Everything except her…
Severin is the most compelling and attractive man Cassandra has ever met, even if his heart is frozen. But she has no interest in living in the fast-paced world of a ruthless man who always plays to win.
When a newfound enemy nearly destroys Cassandra’s reputation, Severin seizes the opportunity he’s been waiting for. As always, he gets what he wants—or does he? There’s one lesson Tom Severin has yet to learn from his new bride:
Never underestimate a Ravenel.
The chase for Cassandra’s hand may be over. But the chase for her heart has only just begun…
4 of 5 stars to Chasing Cassandra by Lisa Kleypas
Chasing Cassandra is yet another proof that Lisa Kleypas is the master of historical romance. The prologue alone is a masterpiece of humorous banter that aptly sets the tone for the rest of the book, and is the perfect bait to hook readers.
The story unravels slowly in every chapter but it’s the indulgent kind you’d want to relish in, savoring every moment that would eventually lead to the much awaited happy ending.
Moreover, the hero, Tom Severin, has quite a bit of room for redemption giving way to amusing monologues.
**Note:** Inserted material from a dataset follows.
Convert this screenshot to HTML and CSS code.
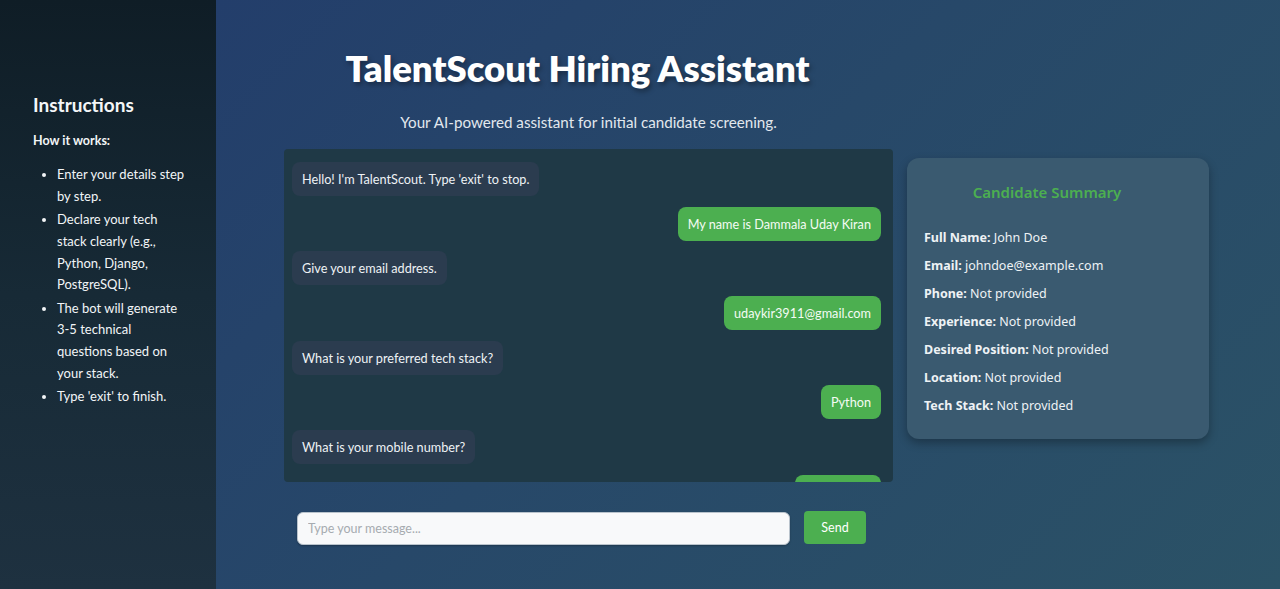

One bit I really loved and that he kept doing was touching his chest as if to feel a different beat because Cassandra, the heroine, made him feel a new emotion. He was known to only have five because according to him, that’s all he ever needs in life. An arrogant statement but that’s what makes his character development interesting.
Another thing I love about this book is Kleypas’ characterization of Cassandra. Cassandra is unapologetic about wanting a simple life as a mother to her children. In the regency setting this might not be groundbreaking but in today’s climate where feminist ideals are rife and often used to degrade ‘archaic’ notions such as Cassandra’s, it’s a breath of fresh air.
What Cassandra wants is just as admirable as her twin sister Pandora’s whose dreams are the opposite of her (Pandora wants to pursue business and wants nothing to do with men and marriage). They’re two ends of the spectrum but no one is better than the other. Both dreams are valid.
Needless to say and not surprisingly, I enjoyed the reading experience as with every Lisa Kleypas historical I’ve read. I just can never get enough of her stories. It takes no genius to conclude that I am looking forward to her next release.